To celebrate the turning on of Chislehurst’s Christmas lights, Ada & Albert opened especially on Sunday 25thNovember, hosting a spectacular winter wonderland grotto for children to explore in the Hub and Courtyard behind our boutique. 

 Designed to look like an enchanted forest, complete with fairy lights, Santa’s grotto and some extra special magical guests, the Winter Wonderland was the creation of Kate Attmere, a local resident and friend of the charity’s founders, Michaela Mir and Amy Pullen.

Kate has a reputation for creating some beautiful landscapes for children to play in and explore, having regularly designed seasonal displays for local school Babington House. In recent years, her creations have been inspired by Alice in Wonderland and Charlie & The Chocolate Factory, so when Ada & Albert asked her to design their first ever Christmas Grotto, she wasn’t short of ideas.

 “I asked myself what I would have wanted to see as a child, and I loved the idea of creating an enchanted grotto outside for the children to explore. I wanted it to feel magical, but to offer something new and different as well,” Kate explains. 

Kate was keen for the grotto to look natural, and as much as possible to be made from natural materials so it would be sustainable and kind to the environment, to fit in with Ada & Albert’s own policy of finding new homes for preloved fashion. 

When she had some trees cut down at her home over the summer, Kate saved the branches and used those as the base of the Winter Wonderland theme. She joined all the branches together to form tunnels that the children could explore on their way to the grotto, with fairy lights wound through the leaves to give it a Christmassy feel.

There were naughty elves playing in birdhouses hidden in the grotto for children to find as they explored, with old Halloween decorations repurposed as ‘Furry Tree Triggets’, as well as little green men made out of clay.

To fit the wild, enchanted garden theme, once the children reached the cosy, warm grotto itself, they could play, make reindeer food for Christmas Eve. Again, the grotto had a natural theme, with decorations made of dried apples and oranges covered with cinnamon.

The Winter Wonderland was a huge success, and plans are already in place for Kate to create new magical kingdoms in the Hub and Courtyard for 2019. 

Kate said: “It was so nice to get involved with Ada & Albert. It’s a lovely charity that helps kids, and to be able to help a local charity is so important. The national charities are wonderful, but it’s the local charities that need the support more than anyone, because they don’t have the big advertising budgets and campaigns to get the money in.

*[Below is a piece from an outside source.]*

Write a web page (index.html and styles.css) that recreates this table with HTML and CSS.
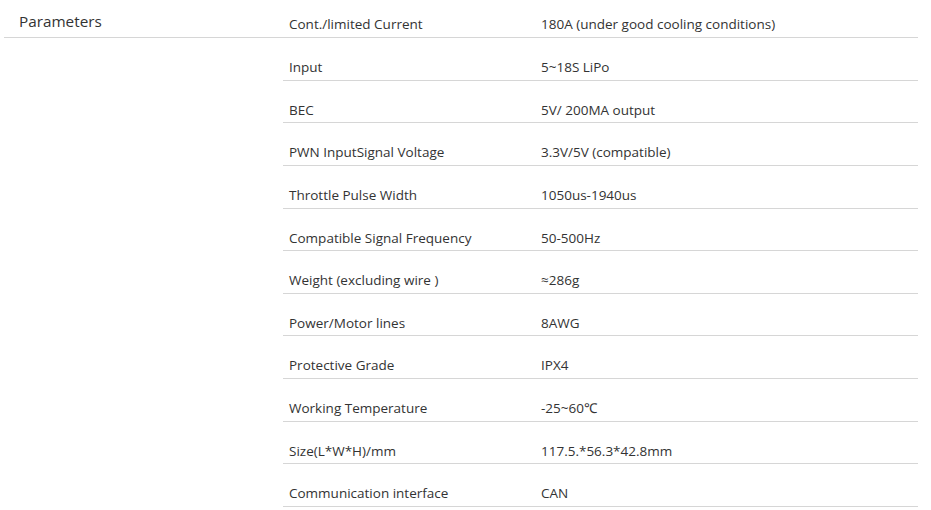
FILE: index.html
```html
<!DOCTYPE html>
<html>
<head>
<meta charset="utf-8">
<link rel="stylesheet" href="styles.css">
</head>
<body>
<div class="specs">
  <div class="head-row">
    <div class="title">Parameters</div>
    <div class="cell label">Cont./limited Current</div>
    <div class="cell value">180A (under good cooling conditions)</div>
  </div>
  <div class="rows">
    <div class="row"><div class="cell label">Input</div><div class="cell value">5~18S LiPo</div></div>
    <div class="row"><div class="cell label">BEC</div><div class="cell value">5V/ 200MA output</div></div>
    <div class="row"><div class="cell label">PWN InputSignal Voltage</div><div class="cell value">3.3V/5V (compatible)</div></div>
    <div class="row"><div class="cell label">Throttle Pulse Width</div><div class="cell value">1050us-1940us</div></div>
    <div class="row"><div class="cell label">Compatible Signal Frequency</div><div class="cell value">50-500Hz</div></div>
    <div class="row"><div class="cell label">Weight (excluding wire )</div><div class="cell value">≈286g</div></div>
    <div class="row"><div class="cell label">Power/Motor lines</div><div class="cell value">8AWG</div></div>
    <div class="row"><div class="cell label">Protective Grade</div><div class="cell value">IPX4</div></div>
    <div class="row"><div class="cell label">Working Temperature</div><div class="cell value">-25~60℃</div></div>
    <div class="row"><div class="cell label">Size(L*W*H)/mm</div><div class="cell value">117.5.*56.3*42.8mm</div></div>
    <div class="row"><div class="cell label">Communication interface</div><div class="cell value">CAN</div></div>
  </div>
</div>
</body>
</html>
```
FILE: styles.css
```css
html, body {
  margin: 0;
  padding: 0;
  background: #fff;
}
body {
  font-family: "Open Sans", "Noto Sans", sans-serif;
  color: #333;
}
.specs {
  width: 914px;
  margin-left: 4px;
}
.head-row {
  display: grid;
  grid-template-columns: 279px 252px 1fr;
  height: 38px;
  border-bottom: 1px solid #d6d6d6;
  box-sizing: border-box;
}
.title {
  font-size: 15.3px;
  padding-left: 15px;
  padding-top: 10px;
  line-height: 22px;
}
.head-row .cell {
  padding-top: 15px;
}
.rows {
  margin-left: 279px;
}
.row {
  display: grid;
  grid-template-columns: 252px 1fr;
  height: 42.64px;
  box-sizing: border-box;
  border-bottom: 1px solid #d6d6d6;
  padding-top: 20px;
}
.cell {
  font-size: 13.5px;
  line-height: 18px;
  padding-left: 6px;
}
```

“And it makes such a difference when it’s on your doorstep and you can physically see that the work that they are putting in is making a difference to children in this area, and we all benefit from that. So, it’s a nice project to be involved with, and I also got my little boys to help me as well, because I want them to recognise that it’s important to help the community – it’s a nice all round thing to do.”